The biggest difference between interior and exterior paint work
People often assume the difference is simply location, but the real difference is performance. Interior coatings are chosen for appearance, washability, stain resistance, low odor, and suitability for daily living. Exterior coatings are built for durability against sun, moisture, and temperature changes.
That affects everything from product choice to prep strategy. Inside, a painter may focus on wall texture, sheen harmony, and clean transitions between surfaces. Outside, the focus shifts toward adhesion, flexibility, weather resistance, and long-term protection.
There is also a difference in how flaws show up. Indoors, visible lap marks, rough patches, or uneven sheen stand out quickly, especially in natural light. Outdoors, failure may begin more slowly - hairline cracking, edge peel, chalking, fading - but the consequences can be more expensive if water starts reaching vulnerable materials.
What homeowners should expect from a professional painting service
A professional interior or exterior painting service should bring more than labor. It should bring a plan. That includes evaluating surfaces, recommending the right prep, helping with finish choices, protecting the property, maintaining a clean work area, and following through after the project is complete.
For interior work, homeowners should expect careful masking, orderly daily cleanup, and attention to details that affect the final appearance. For exterior work, they should expect a clear prep scope, realistic scheduling around weather, and honest communication about any underlying surface issues.
Quote quality matters too. A vague estimate can hide shortcuts. A detailed quote usually signals a more disciplined process. If a company breaks out the surfaces being painted, the prep involved, and the coating approach, that is often a good sign the work is being taken seriously.
When interior and exterior painting are worth doing together
Sometimes it makes sense to treat both as part of one larger home refresh. If you are preparing for a move, finishing a renovation, modernizing an older property, or bringing consistency back to a home that has been updated in stages, combining interior and exterior painting can create a stronger overall result.
It is not always the right choice, though. If the exterior is in good shape but the interior feels dated, start inside. If the home is protected indoors but the outside is weather-worn, the exterior may deserve priority. The right sequence depends on condition, goals, timing, and budget.
For many Chicago-area homeowners, the best approach is phased, not rushed. Address the surfaces that most affect daily enjoyment or most need protection, then build from there. That usually leads to better decisions and better finishes.
Why the quality of painting shows long after the job is done
Fresh paint always looks good on day one. The real test comes later, when walls still look even under changing light, cabinet finishes still feel smooth to the touch, trim lines still look crisp, and the exterior still holds its color through a hard season. That kind of result rarely happens by accident.
It comes from preparation that was not skipped, materials that fit the surface, and painters who care about details most people miss.

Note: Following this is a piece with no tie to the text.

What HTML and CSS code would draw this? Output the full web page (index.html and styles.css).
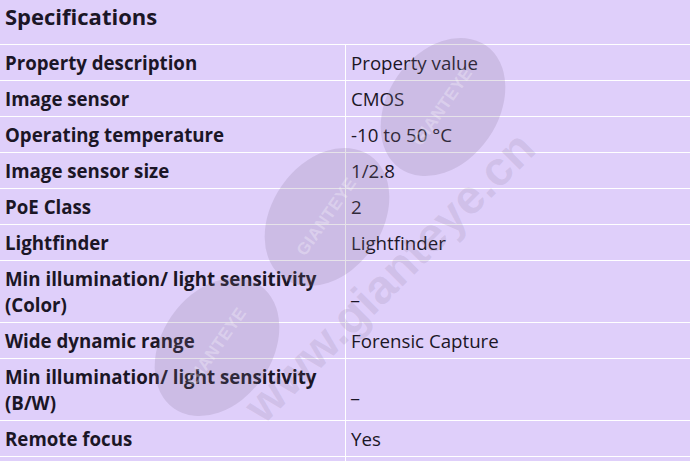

At Artist Painters, that pride in workmanship is exactly what premium homeowners are looking for - not just a new color, but a finish that feels considered, durable, and right for the home.
If you have been asking what is interior and exterior painting, the best answer is this: it is part protection, part design, and part craftsmanship. When it is done well, your home does not just look newer. It feels better cared for, and that is something you notice every day.